The critics argue that by stalling the grand jury, the prosecutor is signaling that certain political viewpoints are above the law. That is a misreading of the situation. The prosecutor isn't saying the protestors did nothing wrong; he is saying that the federal grand jury is too heavy a hammer for this specific nail.
Imagine a scenario where every local protest that crosses state lines or impacts federal property results in a mandatory felony grand jury investigation. You would effectively criminalize public dissent across the United States. The system requires a circuit breaker. The US Attorney is that circuit breaker.

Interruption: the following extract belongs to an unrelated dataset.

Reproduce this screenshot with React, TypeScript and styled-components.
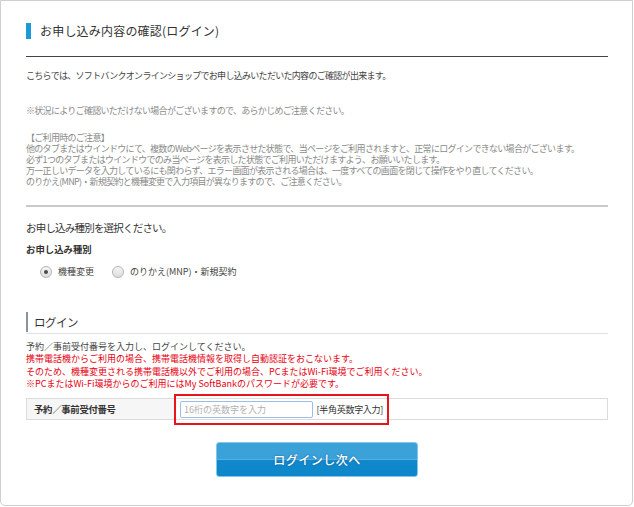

The Danger of the Alternative
Let's look at the alternative, because the critics never want to talk about the downsides of their own position.
If the US Attorney steps back and lets a hyper-aggressive line prosecutor run wild with a grand jury, you get overcharging. You get a situation where people facing decades in prison for civil disobedience are forced to take bad plea deals out of sheer terror. This creates an environment of malicious compliance, where the letter of the law is used to crushing effect while the spirit of justice is completely ignored.
The downside to the contrarian view—the view that the US Attorney is right to intervene—is that it looks messy. It looks political. It breeds distrust among people who want the law to be a predictable, robotic machine. It requires us to trust the subjective judgment of a political appointee.
That is an uncomfortable reality. But it is far better than the alternative: a machine that runs on autopilot, destroying nuance in the name of consistency.
The Irony of Public Outcry
The ultimate irony here is that the people screaming loudest about "meddling" are usually the ones who champion criminal justice reform in every other context. They want lower incarceration rates, fewer mandatory minimums, and more diversion programs. Except, apparently, when the defendants belong to a group they dislike.
You cannot demand a more humane, flexible justice system and then demand a rigid, unyielding prosecution the moment a case hits the front page. That isn't a commitment to the rule of law. That is partisan opportunism disguised as civic virtue.
The Chicago US Attorney didn't break the grand jury. He saved his office from making a catastrophic, expensive mistake. Stop asking why he intervened, and start asking why we still tolerate a system where a single overzealous prosecutor can weaponize a grand jury against citizens without a check from the top.
The intervention wasn't a failure of justice. It was the only adult in the room taking away the matches.